- Goal -
Reproduce every line of the listing as written, apart from the pictures.
>>
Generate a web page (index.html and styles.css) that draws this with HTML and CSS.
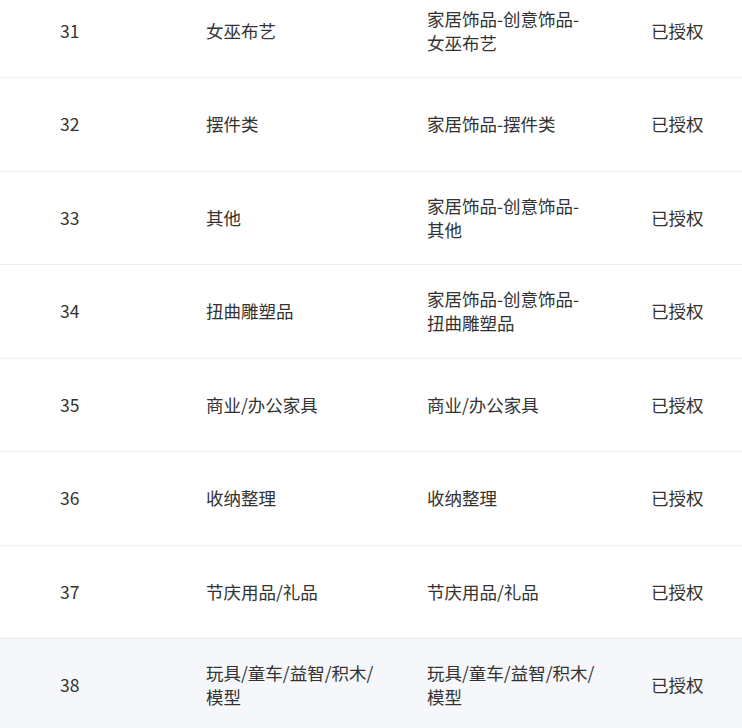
FILE: index.html
```html
<!DOCTYPE html>
<html lang="zh-CN">
<head>
<meta charset="utf-8">
<title>授权类目</title>
<link rel="stylesheet" href="styles.css">
</head>
<body>
<div class="table">
  <div class="row"><div class="cell idx">31</div><div class="cell">女巫布艺</div><div class="cell"><span class="seg">家居饰品-</span><span class="seg">创意饰品-</span><span class="seg">女巫布艺</span></div><div class="cell">已授权</div></div>
  <div class="row"><div class="cell idx">32</div><div class="cell">摆件类</div><div class="cell"><span class="seg">家居饰品-</span><span class="seg">摆件类</span></div><div class="cell">已授权</div></div>
  <div class="row"><div class="cell idx">33</div><div class="cell">其他</div><div class="cell"><span class="seg">家居饰品-</span><span class="seg">创意饰品-</span><span class="seg">其他</span></div><div class="cell">已授权</div></div>
  <div class="row"><div class="cell idx">34</div><div class="cell">扭曲雕塑品</div><div class="cell"><span class="seg">家居饰品-</span><span class="seg">创意饰品-</span><span class="seg">扭曲雕塑品</span></div><div class="cell">已授权</div></div>
  <div class="row"><div class="cell idx">35</div><div class="cell">商业/办公家具</div><div class="cell">商业/办公家具</div><div class="cell">已授权</div></div>
  <div class="row"><div class="cell idx">36</div><div class="cell">收纳整理</div><div class="cell">收纳整理</div><div class="cell">已授权</div></div>
  <div class="row"><div class="cell idx">37</div><div class="cell">节庆用品/礼品</div><div class="cell">节庆用品/礼品</div><div class="cell">已授权</div></div>
  <div class="row hover"><div class="cell idx">38</div><div class="cell">玩具/童车/益智/积木/模型</div><div class="cell">玩具/童车/益智/积木/模型</div><div class="cell">已授权</div></div>
</div>
</body>
</html>
```

FILE: styles.css
```css
html, body {
  margin: 0;
  padding: 0;
  background: #ffffff;
  overflow: hidden;
}
body {
  font-family: "Noto Sans CJK SC", "Noto Sans", sans-serif;
  font-size: 17.5px;
  line-height: 24px;
  color: #333333;
}
.table {
  margin-top: -15.5px;
}
.row {
  display: grid;
  grid-template-columns: 206px 221px 224px 1fr;
  align-items: center;
  height: 93.5px;
  box-sizing: border-box;
  border-bottom: 1px solid #ebeef5;
}
.row.hover {
  background: #f5f7fa;
}
.cell {
  max-width: 174px;
  word-break: break-all;
}
.seg {
  white-space: nowrap;
}
.idx {
  padding-left: 60px;
}
```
<<
- Response to the exercise -
Generate a web page (index.html and styles.css) that draws this with HTML and CSS.
FILE: index.html
```html
<!DOCTYPE html>
<html lang="zh-CN">
<head>
<meta charset="utf-8">
<title>授权类目</title>
<link rel="stylesheet" href="styles.css">
</head>
<body>
<div class="table">
  <div class="row"><div class="cell idx">31</div><div class="cell">女巫布艺</div><div class="cell"><span class="seg">家居饰品-</span><span class="seg">创意饰品-</span><span class="seg">女巫布艺</span></div><div class="cell">已授权</div></div>
  <div class="row"><div class="cell idx">32</div><div class="cell">摆件类</div><div class="cell"><span class="seg">家居饰品-</span><span class="seg">摆件类</span></div><div class="cell">已授权</div></div>
  <div class="row"><div class="cell idx">33</div><div class="cell">其他</div><div class="cell"><span class="seg">家居饰品-</span><span class="seg">创意饰品-</span><span class="seg">其他</span></div><div class="cell">已授权</div></div>
  <div class="row"><div class="cell idx">34</div><div class="cell">扭曲雕塑品</div><div class="cell"><span class="seg">家居饰品-</span><span class="seg">创意饰品-</span><span class="seg">扭曲雕塑品</span></div><div class="cell">已授权</div></div>
  <div class="row"><div class="cell idx">35</div><div class="cell">商业/办公家具</div><div class="cell">商业/办公家具</div><div class="cell">已授权</div></div>
  <div class="row"><div class="cell idx">36</div><div class="cell">收纳整理</div><div class="cell">收纳整理</div><div class="cell">已授权</div></div>
  <div class="row"><div class="cell idx">37</div><div class="cell">节庆用品/礼品</div><div class="cell">节庆用品/礼品</div><div class="cell">已授权</div></div>
  <div class="row hover"><div class="cell idx">38</div><div class="cell">玩具/童车/益智/积木/模型</div><div class="cell">玩具/童车/益智/积木/模型</div><div class="cell">已授权</div></div>
</div>
</body>
</html>
```

FILE: styles.css
```css
html, body {
  margin: 0;
  padding: 0;
  background: #ffffff;
  overflow: hidden;
}
body {
  font-family: "Noto Sans CJK SC", "Noto Sans", sans-serif;
  font-size: 17.5px;
  line-height: 24px;
  color: #333333;
}
.table {
  margin-top: -15.5px;
}
.row {
  display: grid;
  grid-template-columns: 206px 221px 224px 1fr;
  align-items: center;
  height: 93.5px;
  box-sizing: border-box;
  border-bottom: 1px solid #ebeef5;
}
.row.hover {
  background: #f5f7fa;
}
.cell {
  max-width: 174px;
  word-break: break-all;
}
.seg {
  white-space: nowrap;
}
.idx {
  padding-left: 60px;
}
```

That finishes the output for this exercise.